What Works
PATHS Curriculum Helps Children Reduce Aggression The PATHS (Promoting Alternative THinking Strategies) curriculum promotes emotional and social competencies and . . .
PATHS Curriculum Helps Children Reduce Aggression
The PATHS (Promoting Alternative THinking Strategies) curriculum promotes emotional and social competencies and reduces aggression and behavioral problems in elementary school children. The program is used by educators and counselors in school and classroom settings, but it also includes information and activities for parents.
The PATHS curriculum is taught three times per week for a minimum of 20 minutes per day and provides teachers with systematic, developmentally based lessons, materials, and instructions for teaching their students emotional literacy, self-control, social competence, positive peer relations, and interpersonal problem-solving skills. A key objective of promoting these skills is to prevent or reduce behavioral and emotional problems. PATHS lessons discuss the difference between feelings and behaviors, controlling impulses, reducing stress, reading and interpreting social cues, understanding the perspectives of others, using steps for problem solving and decision making, and having a positive attitude toward life, self-awareness, nonverbal communication skills, and verbal communication skills. Teachers receive training in a two- to three-day workshop and in bi-weekly meetings with the curriculum consultant.

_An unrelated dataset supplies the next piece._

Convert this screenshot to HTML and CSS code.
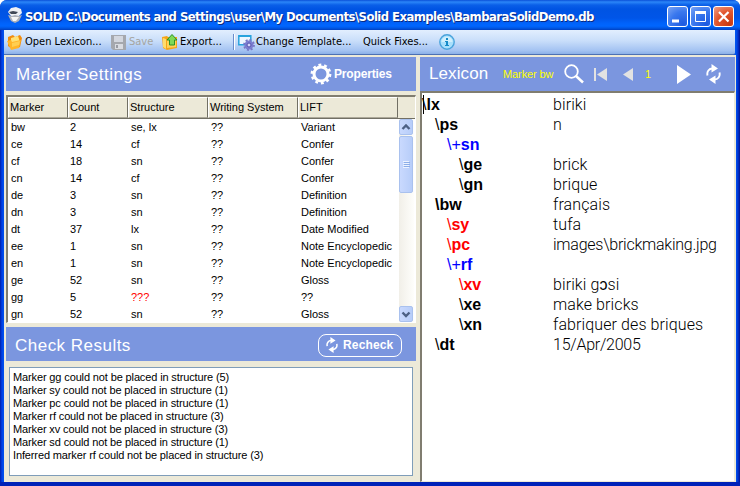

The PATHS curriculum has been shown to improve protective factors and reduce behavioral risks. Evaluations have demonstrated significant improvements in the following areas:
- Self-control
- Understanding and recognition of emotions
- Ability to tolerate frustration
- Use of more effective conflict-resolution strategies
- Thinking and planning skills
- Decreased anxiety
- Decreased conduct problems
- Decreased symptoms of sadness and depression
- Decreased report of conduct problems, including aggression
The PATHS curriculum is a Blueprints for Violence prevention winning model program and was named one of five promising discipline and violence prevention programs by the American Federation of Teachers. It has been used in schools throughout the United States and in Australia, Belgium, Canada, Great Britain, Israel, the Netherlands, New Zealand, and Norway.